Cette expérience hospitalière m’a montré à quel point le processus était bien rôdé et les rôles clairement définis: chacune sait parfaitement ce qu’elle doit faire et quand, quelles informations transmettre aux collègues à quel moment. Le corps médical n’est intervenu que lorsqu’il fallait effectuer un geste technique pour retirer le placenta. La cheffe de clinique a réalisé l’ultrason pour vérifier qu’aucun reste ne se nichait encore dans l’utérus. Elle a aussi fait le contrôle de suivi plusieurs semaines plus tard. Je n’ai jamais eu l’impression que des informations étaient restées en rade. Signe que l’interprofessionnalité dans ce domaine est éprouvée mais aussi que, hélas, mon cas n’est de loin pas isolé.
Si nous l’avions souhaité, nous aurions pu recevoir un soutien psychologique plus poussé. «Ce que vous vivez est difficile, n’hésitez surtout pas à demander de l’aide à des spécialistes si vous sentez que cela ne va pas, que ce soit maintenant ou plus tard», m’ont répété les médecins.
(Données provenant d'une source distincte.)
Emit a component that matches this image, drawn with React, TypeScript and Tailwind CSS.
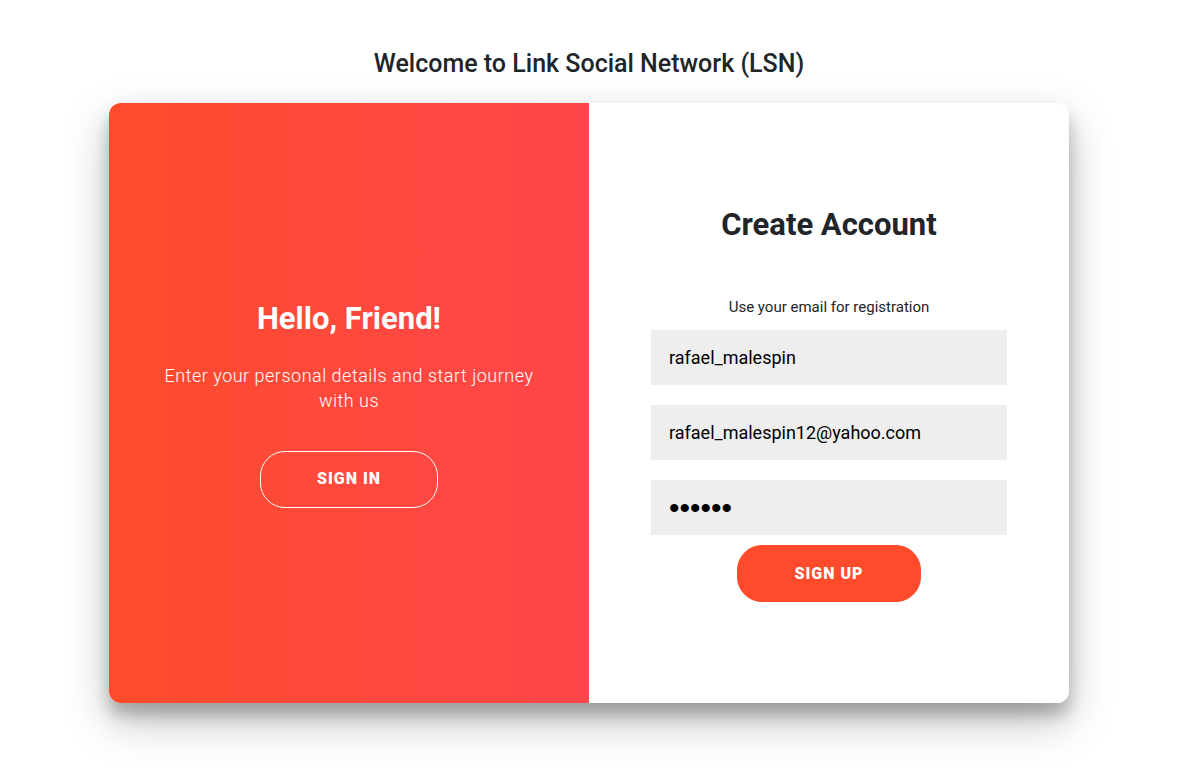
const field =
  "h-[55px] w-full bg-[#eeeeee] px-[18px] text-black outline-none";
const pill =
  "h-[57px] rounded-[25px] border px-14 text-base font-black uppercase tracking-[1px] text-white";

function Welcome() {
  return (
    <section className="flex w-1/2 flex-col items-center justify-center bg-linear-to-r from-[#ff4b2b] to-[#ff464a] px-[50px] text-center text-white">
      <h2 className="text-[31px] leading-10 font-bold">Hello, Friend!</h2>
      <p className="mt-6 mb-[38px] text-lg leading-[25px] font-light tracking-[0.5px]">
        Enter your personal details and start journey with us
      </p>
      <button type="button" className={`${pill} border-white`}>
        Sign In
      </button>
    </section>
  );
}

function Registration() {
  return (
    <form
      className="flex w-1/2 flex-col items-center justify-center bg-white px-[62px] pt-px text-center"
      onSubmit={(event) => event.preventDefault()}
    >
      <h2 className="text-[31px] leading-10 font-bold">Create Account</h2>
      <p className="mt-[49px] mb-[10px] text-[15px] leading-[26px]">
        Use your email for registration
      </p>
      <div className="flex w-full flex-col gap-5">
        <input aria-label="Name" type="text" defaultValue="rafael_malespin" className={`${field} text-lg`} />
        <input aria-label="Email" type="email" defaultValue="rafael_malespin12@yahoo.com" className={`${field} text-lg`} />
        <input
          aria-label="Password"
          type="password"
          defaultValue="secret"
          className={`${field} font-['Liberation_Sans',sans-serif] text-[30px]`}
        />
      </div>
      <button type="submit" className={`${pill} mt-[10px] border-[#ff4b2b] bg-[#ff4b2b]`}>
        Sign Up
      </button>
    </form>
  );
}

export default function App() {
  return (
    <div className="min-h-screen overflow-hidden bg-white pr-[13px] font-[Roboto,sans-serif] text-[#212529]">
      <h1 className="mt-12 mb-6 text-center text-[25px] leading-[31px] font-medium">
        Welcome to Link Social Network (LSN)
      </h1>
      <main className="mx-auto flex min-h-[600px] w-full max-w-[960px] overflow-hidden rounded-xl shadow-[0_18px_44px_rgba(0,0,0,0.25),0_12px_15px_rgba(0,0,0,0.22)]">
        <Welcome />
        <Registration />
      </main>
    </div>
  );
}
Heureusement, nous n’avons pas eu besoin de recourir à cette aide supplémentaire.
Ce qui m’amène à conclure: si cette prise en charge interprofessionnelle a largement contribué à ma «guérison», c’est le fait d’en parler autour de moi, avec mon partenaire, ma famille et mes amis proches, qui m’a probablement le plus aidé à accepter cette fausse couche. Revenir sur cette épreuve était certes douloureux, mais nécessaire pour l’assimiler dans un premier temps et passer par-dessus dans un second.
J’aimerais encourager toutes les femmes et tous les couples qui ont traversé la même chose à mettre des mots sur cet événement, à l’extérioriser. Pourtant fréquent, le deuil périnatal reste tabou. Selon l’OFS, le taux de mortalité périnatale en Suisse était de 6,3 cas pour 1000 naissances en 2019 [1]. Les fausses couches spontanées jusqu’à la 20e semaine représentent 15 à 20% des grossesses confirmées [2], ce qui en fait le problème médical gestationnel le plus répandu. C’est en brisant ce tabou que l’on aide les personnes touchées à surmonter un tel événement.